Only lines with the string "this" matter here; gather them from the material below.

§ Record set
** Start **
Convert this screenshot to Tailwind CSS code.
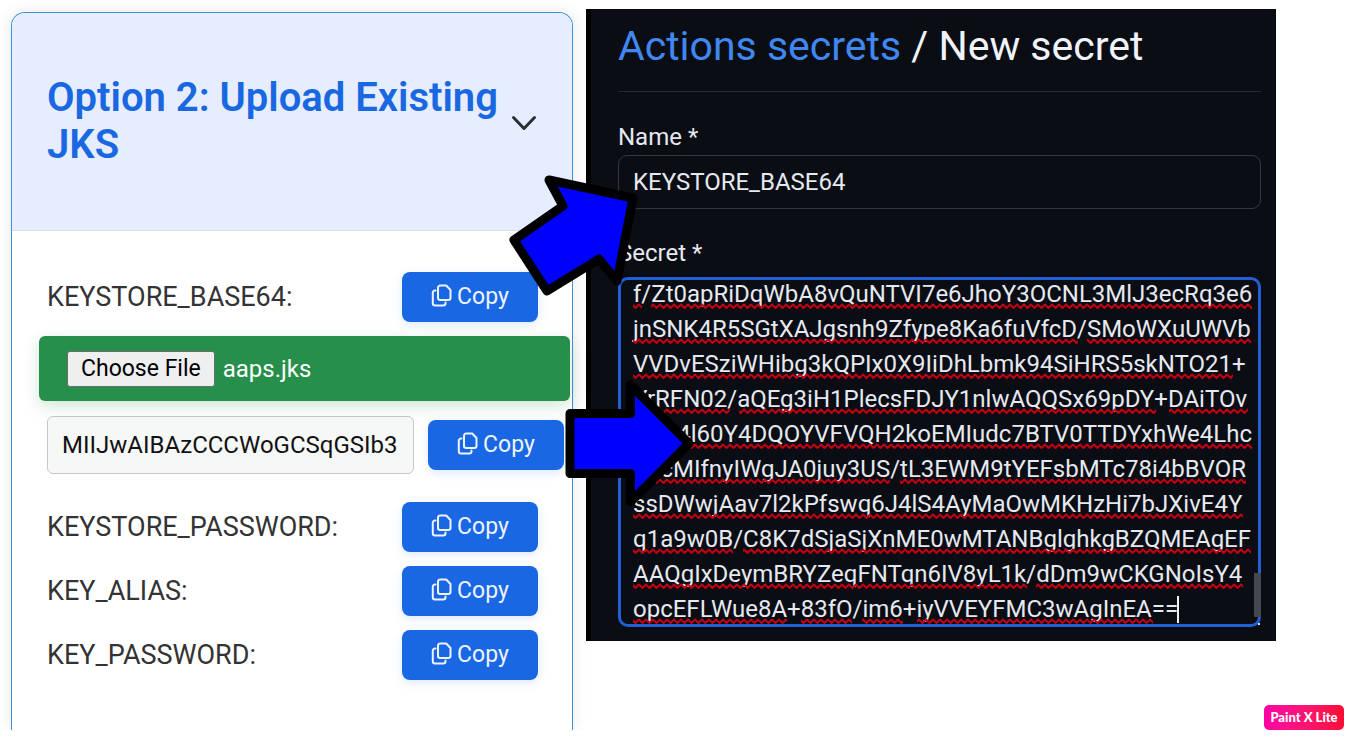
** End **
** Start **
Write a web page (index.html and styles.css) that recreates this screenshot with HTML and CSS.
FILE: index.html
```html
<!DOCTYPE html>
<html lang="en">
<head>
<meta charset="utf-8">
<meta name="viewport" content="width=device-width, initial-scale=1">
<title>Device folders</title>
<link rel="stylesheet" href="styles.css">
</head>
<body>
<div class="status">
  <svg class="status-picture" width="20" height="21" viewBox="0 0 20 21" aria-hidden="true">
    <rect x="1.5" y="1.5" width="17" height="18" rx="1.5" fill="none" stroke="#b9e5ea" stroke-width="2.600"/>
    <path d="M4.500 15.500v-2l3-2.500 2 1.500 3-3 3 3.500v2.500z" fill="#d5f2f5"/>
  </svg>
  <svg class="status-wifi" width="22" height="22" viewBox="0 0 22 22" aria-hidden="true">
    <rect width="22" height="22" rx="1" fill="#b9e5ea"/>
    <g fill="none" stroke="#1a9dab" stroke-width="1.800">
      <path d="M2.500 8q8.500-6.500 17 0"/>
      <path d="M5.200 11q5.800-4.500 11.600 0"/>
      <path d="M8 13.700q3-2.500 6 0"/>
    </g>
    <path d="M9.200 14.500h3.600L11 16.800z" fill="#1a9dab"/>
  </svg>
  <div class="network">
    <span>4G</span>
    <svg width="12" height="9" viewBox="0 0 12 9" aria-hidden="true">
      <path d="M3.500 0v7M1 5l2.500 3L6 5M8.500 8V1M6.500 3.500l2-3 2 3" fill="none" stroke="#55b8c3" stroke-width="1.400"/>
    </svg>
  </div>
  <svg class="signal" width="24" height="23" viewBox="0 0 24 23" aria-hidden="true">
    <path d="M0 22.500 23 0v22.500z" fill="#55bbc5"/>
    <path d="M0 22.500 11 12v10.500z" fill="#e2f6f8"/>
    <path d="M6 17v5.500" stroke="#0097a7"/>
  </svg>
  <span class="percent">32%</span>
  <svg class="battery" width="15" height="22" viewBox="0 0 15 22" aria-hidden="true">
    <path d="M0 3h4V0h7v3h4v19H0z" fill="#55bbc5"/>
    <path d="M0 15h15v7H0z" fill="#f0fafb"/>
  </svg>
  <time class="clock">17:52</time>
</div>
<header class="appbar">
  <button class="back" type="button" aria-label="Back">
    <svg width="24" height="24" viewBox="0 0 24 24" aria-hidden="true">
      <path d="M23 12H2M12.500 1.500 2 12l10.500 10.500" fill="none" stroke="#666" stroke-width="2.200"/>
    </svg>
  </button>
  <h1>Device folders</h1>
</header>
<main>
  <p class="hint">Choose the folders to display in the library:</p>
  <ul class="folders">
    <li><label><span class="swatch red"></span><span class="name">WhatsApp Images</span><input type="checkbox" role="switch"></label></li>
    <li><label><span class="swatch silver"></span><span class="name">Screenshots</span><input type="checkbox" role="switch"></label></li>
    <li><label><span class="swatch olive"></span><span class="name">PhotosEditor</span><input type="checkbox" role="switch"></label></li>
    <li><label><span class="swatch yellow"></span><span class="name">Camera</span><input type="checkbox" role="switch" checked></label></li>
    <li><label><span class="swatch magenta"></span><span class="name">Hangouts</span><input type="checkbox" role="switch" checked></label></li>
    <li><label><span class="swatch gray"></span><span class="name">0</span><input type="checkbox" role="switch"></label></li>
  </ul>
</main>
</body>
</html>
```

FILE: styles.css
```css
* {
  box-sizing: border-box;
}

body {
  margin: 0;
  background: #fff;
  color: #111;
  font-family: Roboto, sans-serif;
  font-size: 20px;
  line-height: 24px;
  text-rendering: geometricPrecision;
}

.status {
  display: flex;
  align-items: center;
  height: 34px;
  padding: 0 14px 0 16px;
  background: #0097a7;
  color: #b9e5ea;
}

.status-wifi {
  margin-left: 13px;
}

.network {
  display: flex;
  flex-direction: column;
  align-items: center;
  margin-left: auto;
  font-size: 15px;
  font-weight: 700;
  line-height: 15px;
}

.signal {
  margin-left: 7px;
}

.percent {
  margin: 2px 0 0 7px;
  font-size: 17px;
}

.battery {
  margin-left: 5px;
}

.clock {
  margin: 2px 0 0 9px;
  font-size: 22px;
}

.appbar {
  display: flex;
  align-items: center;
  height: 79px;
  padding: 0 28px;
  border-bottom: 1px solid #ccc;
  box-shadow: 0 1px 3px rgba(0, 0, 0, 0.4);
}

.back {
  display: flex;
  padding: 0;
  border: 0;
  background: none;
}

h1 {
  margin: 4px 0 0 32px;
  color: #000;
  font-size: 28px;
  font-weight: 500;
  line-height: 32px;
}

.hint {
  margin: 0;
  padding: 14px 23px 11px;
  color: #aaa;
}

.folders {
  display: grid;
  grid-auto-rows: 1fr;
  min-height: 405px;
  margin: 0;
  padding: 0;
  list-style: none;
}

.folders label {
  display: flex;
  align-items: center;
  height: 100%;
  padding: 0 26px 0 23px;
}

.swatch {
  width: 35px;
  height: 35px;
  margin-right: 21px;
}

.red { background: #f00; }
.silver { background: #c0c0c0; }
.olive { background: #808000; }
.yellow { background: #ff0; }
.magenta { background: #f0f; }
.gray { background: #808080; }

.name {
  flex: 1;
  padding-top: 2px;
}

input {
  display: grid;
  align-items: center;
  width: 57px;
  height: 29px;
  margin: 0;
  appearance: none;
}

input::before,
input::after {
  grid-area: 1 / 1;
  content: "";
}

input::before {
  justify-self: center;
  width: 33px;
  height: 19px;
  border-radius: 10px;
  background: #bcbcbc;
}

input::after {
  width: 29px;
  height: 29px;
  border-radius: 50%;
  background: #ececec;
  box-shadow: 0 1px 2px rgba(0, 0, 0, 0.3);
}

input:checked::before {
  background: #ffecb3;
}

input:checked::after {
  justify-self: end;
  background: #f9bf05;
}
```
** End **
§ The output
Convert this screenshot to Tailwind CSS code.
Write a web page (index.html and styles.css) that recreates this screenshot with HTML and CSS.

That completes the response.